Integration zeitgenössischer Werke
Die Ausstellung, die im dritten Stockwerk des Westflügels, zwischen Japan und China, angesiedelt ist, wurde unter der Leitung der Kuratorin Uta Rahman-Steinert konzipiert. Die Sinologin erklärt, dass die Ausstellung zwar klein sei, somit aber ein anderes Ausstellungskonzept ermögliche. Den Auftakt hierzu bildete bereits das Jahr 2014, als sich das Museum noch in Berlin-Dahlem befand. Durch die Integration von heutigen und internationalen Perspektiven sollen die Objekte auf vielschichtige Weise zum Sprechen gebracht werden, um einen Zugang jenseits didaktisch geführter Konzepte zu ermöglichen. Auch eine Recherche-Station lädt zur näheren Erforschung der ausgestellten Objekte ein.
„Es ist mein Ziel, in der Galerie auch immer zeitgenössische Positionen einzubeziehen. Ich möchte die Galerie aus der Umgebung etwas herausheben und ein Highlight schaffen; in Zusammenarbeit mit zeitgenössischen Künstlern, die einen Bezug zur koreanischen Kultur haben“, erläutert Rahman-Steinert. Als Beispiel hierfür nennt sie die geschenkten Keramiken der Künstlerin Lee Young-Jae, Leiterin der Keramischen Werkstatt Margarethenhöhe in Essen.

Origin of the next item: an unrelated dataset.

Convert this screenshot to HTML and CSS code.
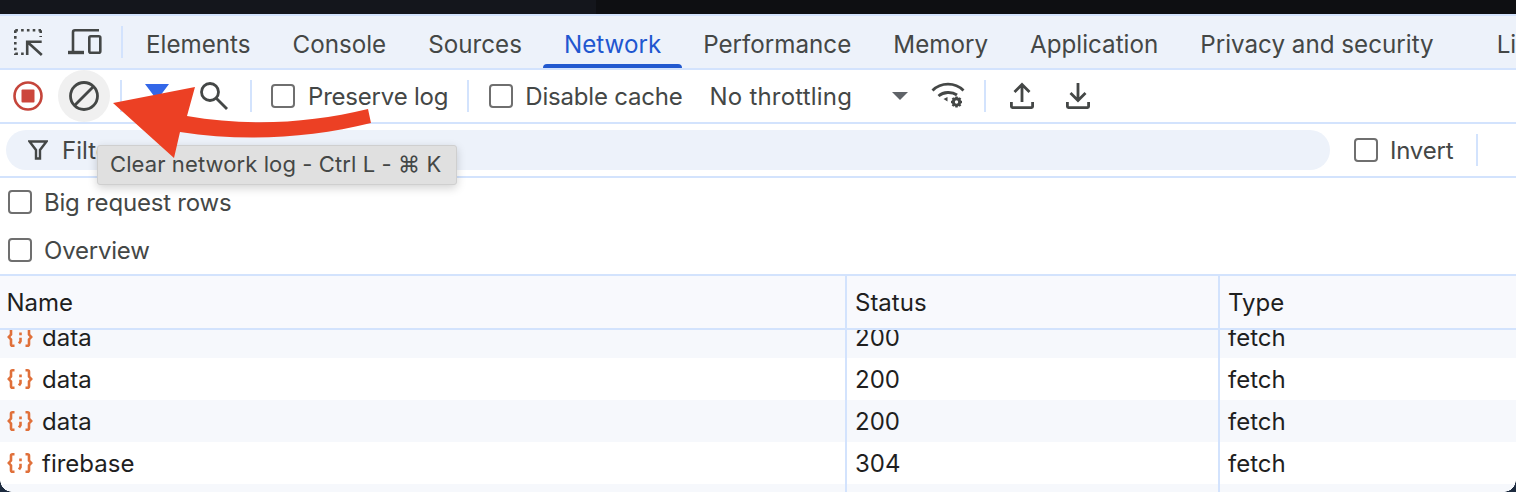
FILE: index.html
```html
<!DOCTYPE html>
<html lang="en">
<head>
<meta charset="utf-8">
<title>DevTools Network</title>
<link rel="stylesheet" href="styles.css">
</head>
<body>
<div class="topbar"><div class="topbar-left"></div></div>
<div class="devtools">
  <div class="tabbar">
    <svg class="ico-inspect" width="30" height="30" viewBox="0 0 30 30" fill="none" stroke="#444746" stroke-width="2.600">
      <path stroke-dasharray="2.600 3.200" d="M1.300 3.300H27M26.700 3.300V10M1.300 3.300V28M1.300 26.700H10"/>
      <path d="M27.700 14.700H13.200M13.200 13.400V28M13.200 14.700L27.800 28"/>
    </svg>
    <svg class="ico-device" width="34" height="26" viewBox="0 0 34 26" fill="none" stroke="#444746" stroke-width="2.600">
      <path d="M5 22V3.300Q5 1.300 7 1.300H31"/>
      <path d="M0 23.500H16" stroke-width="3.400"/>
      <rect x="21.300" y="7.300" width="11" height="16.400" rx="1.500"/>
    </svg>
    <span class="sep sep-tab"></span>
    <div class="tabs">
      <span class="tab">Elements</span>
      <span class="tab">Console</span>
      <span class="tab">Sources</span>
      <span class="tab active">Network</span>
      <span class="tab">Performance</span>
      <span class="tab">Memory</span>
      <span class="tab">Application</span>
      <span class="tab">Privacy and security</span>
      <span class="tab tab-last">Lighthouse</span>
    </div>
  </div>

  <div class="toolbar">
    <svg class="ico-record" width="30" height="30" viewBox="0 0 30 30">
      <circle cx="15" cy="15" r="13.500" fill="none" stroke="#c5453b" stroke-width="2.600"/>
      <rect x="8.500" y="8.500" width="13" height="13" rx="1" fill="#cc463c"/>
    </svg>
    <span class="round-btn">
      <svg width="30" height="30" viewBox="0 0 30 30" fill="none" stroke="#444746" stroke-width="2.800">
        <circle cx="15" cy="15" r="13.500"/>
        <path d="M24.500 5.500L5.500 24.500"/>
      </svg>
    </span>
    <span class="sep sep-a"></span>
    <svg class="ico-funnel" width="26" height="26" viewBox="0 0 26 26"><path d="M1 1h24L16 13v10l-6 0V13z" fill="#3367e8"/></svg>
    <svg class="ico-search" width="30" height="30" viewBox="0 0 30 30" fill="none" stroke="#444746" stroke-width="2.800">
      <circle cx="11" cy="11" r="8.500"/>
      <path d="M17 17L28 28"/>
    </svg>
    <span class="sep sep-b"></span>
    <label class="check check-preserve"><span class="box"></span><span>Preserve log</span></label>
    <span class="sep sep-c"></span>
    <label class="check check-disable"><span class="box"></span><span>Disable cache</span></label>
    <span class="throttle">No throttling</span>
    <span class="caret"></span>
    <svg class="ico-wifi" width="34" height="28" viewBox="0 0 34 28" fill="none" stroke="#444746" stroke-width="2.800">
      <path d="M1.500 8.500C10 0 24 0 32.500 8.500"/>
      <path d="M7.500 14C12.500 9.500 21 9.500 26 13"/>
      <path d="M12.500 17l4-2v4.500z" fill="#444746" stroke="none"/>
      <circle cx="25.500" cy="20" r="3.200" stroke-width="3"/>
      <path d="M25.500 14.500v2M25.500 23.500v2M20 20h2M29 20h2M21.500 16l1.500 1.500M28 22.500l1.500 1.500M29.500 16L28 17.500M23 22.500L21.500 24" stroke-width="2.400"/>
    </svg>
    <span class="sep sep-d"></span>
    <svg class="ico-transfer" width="24" height="28" viewBox="0 0 24 28" fill="none" stroke="#444746" stroke-width="2.800">
      <path d="M12 20V3M4.500 10L12 2.500 19.500 10"/>
      <path d="M1.400 20v4.600q0 1 1 1h19.200q1 0 1-1V20"/>
    </svg>
    <svg class="ico-transfer ico-down" width="24" height="28" viewBox="0 0 24 28" fill="none" stroke="#444746" stroke-width="2.800">
      <path d="M12 1v17M4.500 11L12 18.500 19.500 11"/>
      <path d="M1.400 20v4.600q0 1 1 1h19.200q1 0 1-1V20"/>
    </svg>
  </div>

  <div class="filterbar">
    <div class="filter-input">
      <svg width="20" height="20" viewBox="0 0 20 20" fill="none" stroke="#444746" stroke-width="2.400"><path d="M1.500 1.500h17L12 10v8.500H8V10z" stroke-linejoin="miter"/></svg>
      <span>Filter</span>
    </div>
    <label class="check check-invert"><span class="box"></span><span>Invert</span></label>
    <span class="sep sep-e"></span>
  </div>

  <div class="options">
    <label class="check option"><span class="box"></span><span>Big request rows</span></label>
    <label class="check option"><span class="box"></span><span>Overview</span></label>
  </div>

  <div class="table-head">
    <div class="cell cell-name">Name</div>
    <div class="cell">Status</div>
    <div class="cell">Type</div>
  </div>

  <div class="table-body">
    <div class="rows">
      <div class="row alt"><div class="cell cell-name"><svg class="ico-json"><use href="#json"/></svg>data</div><div class="cell">200</div><div class="cell">fetch</div></div>
      <div class="row"><div class="cell cell-name"><svg class="ico-json"><use href="#json"/></svg>data</div><div class="cell">200</div><div class="cell">fetch</div></div>
      <div class="row alt"><div class="cell cell-name"><svg class="ico-json"><use href="#json"/></svg>data</div><div class="cell">200</div><div class="cell">fetch</div></div>
      <div class="row"><div class="cell cell-name"><svg class="ico-json"><use href="#json"/></svg>firebase</div><div class="cell">304</div><div class="cell">fetch</div></div>
      <div class="row alt"><div class="cell cell-name"></div><div class="cell"></div><div class="cell"></div></div>
    </div>
  </div>
</div>

<span class="corner corner-l"></span>
<span class="corner corner-r"></span>

<div class="tooltip">Clear network log - Ctrl L - ⌘ K</div>

<svg class="arrow" width="270" height="80" viewBox="110 84 270 80">
  <path d="M113 103L195 87L187 116C250 127 310 123 368 109L371 123C310 138 245 142 180 132L174 158Z" fill="#ec4024"/>
</svg>

<svg class="defs" width="0" height="0">
  <symbol id="json" viewBox="0 0 26 20">
    <g fill="none" stroke="#e0703a" stroke-width="2.600">
      <path d="M7.500 1.300H5.500Q4 1.300 4 2.800V7.500L1.800 10 4 12.500V17.200Q4 18.700 5.500 18.700H7.500"/>
      <path d="M18.500 1.300H20.500Q22 1.300 22 2.800V7.500L24.200 10 22 12.500V17.200Q22 18.700 20.500 18.700H18.500"/>
      <path d="M13.500 5.500v2.800M13.500 10.800v3.400L12 16.500"/>
    </g>
  </symbol>
</svg>
</body>
</html>
```

FILE: styles.css
```css
* { box-sizing: border-box; }
html, body { margin: 0; padding: 0; }
body {
  width: 1516px;
  height: 492px;
  overflow: hidden;
  position: relative;
  font-family: Inter, "Liberation Sans", sans-serif;
  font-size: 24px;
  color: #444746;
  background: #fff;
}
svg { flex: none; display: block; }
.topbar { height: 14px; background: #0e0f12; }
.topbar-left { width: 596px; height: 14px; background: #14161c; }
.devtools { height: 478px; overflow: hidden; }

.tabbar {
  height: 56px;
  background: #edf2fa;
  border-top: 2px solid #d3e3fd;
  border-bottom: 2px solid #d3e3fd;
  display: flex;
  align-items: center;
  padding-left: 14px;
  white-space: nowrap;
  overflow: hidden;
}
.ico-device { margin-left: 24px; }
.sep { display: block; width: 2px; background: #d3e3fd; flex: none; height: 32px; }
.sep-tab { margin-left: 19px; }
.tabs { display: flex; height: 52px; margin-left: 2px; flex: none; }
.tab {
  display: flex;
  align-items: center;
  padding: 4px 21px 0;
  position: relative;
  flex: none;
  font-size: 24.2px;
}
.tab-last { margin-left: 21px; }
.tab.active { color: #1f57d0; }
.tab.active::after {
  content: "";
  position: absolute;
  left: 0;
  right: 0;
  bottom: 0;
  height: 4px;
  background: #2259cf;
  border-radius: 5px 5px 0 0;
}

.toolbar {
  height: 54px;
  border-bottom: 2px solid #d3e3fd;
  display: flex;
  align-items: center;
  padding-left: 13px;
  white-space: nowrap;
}
.round-btn {
  width: 52px;
  height: 52px;
  border-radius: 50%;
  background: #f0f0f0;
  display: flex;
  align-items: center;
  justify-content: center;
  margin-left: 15px;
  flex: none;
}
.sep-a { margin-left: 10px; }
.ico-funnel { margin-left: 22px; }
.ico-search { margin-left: 29px; }
.sep-b { margin-left: 21px; }
.check { display: flex; align-items: center; flex: none; letter-spacing: -.2px; }
.box {
  width: 24px;
  height: 24px;
  border: 2px solid #6f6f6f;
  border-radius: 4px;
  background: #fff;
  flex: none;
  margin-right: 13px;
}
.check-preserve { margin-left: 19px; }
.check-preserve .box { margin-right: 13px; }
.sep-c { margin-left: 19px; }
.check-disable { margin-left: 20px; }
.check-disable .box { margin-right: 12px; }
.throttle { margin-left: 27px; letter-spacing: .2px; }
.caret {
  width: 0;
  height: 0;
  border-left: 8px solid transparent;
  border-right: 8px solid transparent;
  border-top: 8px solid #5f6368;
  margin-left: 40px;
}
.ico-wifi { margin-left: 23px; }
.sep-d { margin-left: 19px; }
.ico-transfer { margin-left: 24px; }
.ico-down { margin-left: 32px; }

.filterbar {
  height: 54px;
  border-bottom: 2px solid #d3e3fd;
  display: flex;
  align-items: center;
  padding-left: 6px;
}
.filter-input {
  width: 1324px;
  height: 40px;
  border-radius: 20px;
  background: #edf2fa;
  display: flex;
  align-items: center;
  padding-left: 22px;
  gap: 14px;
  flex: none;
}
.check-invert { margin-left: 24px; }
.check-invert .box { margin-right: 12px; }
.sep-e { margin-left: 23px; }

.options { height: 98px; border-bottom: 2px solid #d3e3fd; }
.option { height: 48px; padding-left: 8px; }
.option .box { margin-right: 12px; }

.table-head, .row {
  display: grid;
  grid-template-columns: 845px 373px 1fr;
}
.table-head {
  height: 54px;
  background: #f8f9fd;
  border-bottom: 2px solid #d3e3fd;
  color: #1f1f1f;
}
.cell {
  display: flex;
  align-items: center;
  padding-left: 8px;
  border-left: 2px solid #d3e3fd;
}
.cell-name { padding-left: 6.500px; border-left: 0; }

.table-body { height: 162px; overflow: hidden; color: #1f1f1f; }
.rows { margin-top: -14px; }
.row { height: 42px; background: #fff; }
.row.alt { background: #f6f8fc; }
.ico-json { width: 26px; height: 20px; margin-right: 9.500px; flex: none; }

.corner {
  position: absolute;
  bottom: 0;
  width: 12px;
  height: 12px;
}
.corner-l { left: 0; background: radial-gradient(circle at 100% 0, transparent 11.500px, #1d2b3f 12px); }
.corner-r { right: 0; background: radial-gradient(circle at 0 0, transparent 11.500px, #1d2b3f 12px); }

.tooltip {
  position: absolute;
  left: 97px;
  top: 145px;
  width: 360px;
  height: 40px;
  padding: 0 0 2px 12px;
  display: flex;
  align-items: center;
  background: #e0e0e0;
  border: 1px solid #cfcfcf;
  border-radius: 3px;
  box-shadow: 0 3px 10px rgba(0, 0, 0, .18);
  white-space: nowrap;
  font-size: 22px;
  letter-spacing: .1px;
}
.arrow { position: absolute; left: 110px; top: 84px; }
.defs { position: absolute; }
```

In einer der Vitrinen sind drei große Vasen ausgestellt: eine hohe Spindelvase und zwei Vasen, die jeweils aus zwei Teilen zusammengesetzt wurden. In Korea finden sich ca. seit dem 17. Jahrhundert bauchförmige, meistens hell glasierte Vorratsvasen. Die Kuratorin der Ausstellung äußert ihre Bewunderung für Lees Werk: Die Künstlerin spiele mit dieser Form auf eine ähnliche Weise, wie ein Musiker sich zu einer Komposition verhalte. Sie interpretiere etwas Vorhandenes, aber variiere existierende Formen auf eine ganz individuelle Weise und kreiere so ein Einzelstück.
Symbolik in Kunstwerken
Koreanische Keramik bildet den Schwerpunkt der Ausstellung. Darunter befinden sich auch die in Ostasien populären Seladone. „Sie erfahren in allen Ländern Ostasiens besonders hohe Wertschätzung. Unter anderem, weil sie mit Jade assoziiert werden, und Jade-Objekte werden seit jeher sehr hochgeschätzt. Ihnen wird eine magische Wirkung zugeschrieben, die für ein langes Leben oder Beständigkeit sorgen soll. Diese Überzeugung wird auch auf die grün glasierten Keramiken übertragen“, klärt Rahman-Steinert auf. Dabei hat Korea im 10. bis 13. Jahrhundert eine besonders hochstehende Kultur der Seladonproduktion entwickelt, in der sich auch formale Besonderheiten entfaltet haben, wie Formen, die häufig auf Elemente der Flora und Fauna zurückgehen. Besonders beliebt ist die Darstellung von Kranichen, die mit dem Daoismus in Verbindung gebracht werden und ein langes Leben symbolisieren. Einen Kontrapunkt dazu liefert die Arbeit des Fotografen Rhee Jae-Yong, eine großformatige Fotomontage mehrerer Bilder zu einer unscharfen, dreidimensionalen Abbildung zweier Originale der Ausstellung.
Aber auch die Kalligrafie zählt in Korea zu den anspruchsvollsten Künsten und ist bis in die Gegenwart hinein eine allgegenwärtige Kunstfertigkeit. Die temporäre Lichtinstallation „Der Moment der Erinnerung“ von dem koreanischen Künstler Choi Jeong Hwa zeigt, dass in der urbanen Umgebung die Schrift in ganz unterschiedlichen Typografien im Alltag der Koreaner äußerst präsent ist.
Diese Schriftkunst erfordert ein hohes Maß an Disziplin und sehr viel technische Übung. Sie unterscheidet sich ganz deutlich von der Kalligrafie westlicher Länder, welche die Ästhetik der Buchstaben im Vordergrund sieht. In Korea versteht man unter Kalligrafie vor allem den Ausdruck der Emotionen und der Persönlichkeit des Schreibenden selbst. Die Pinselbewegungen werden spontan ausgeführt. Die Zusammensetzung von Punkten und Strichen, deren Länge und Dicke bilden die Ästhetik und Balance des Werkes.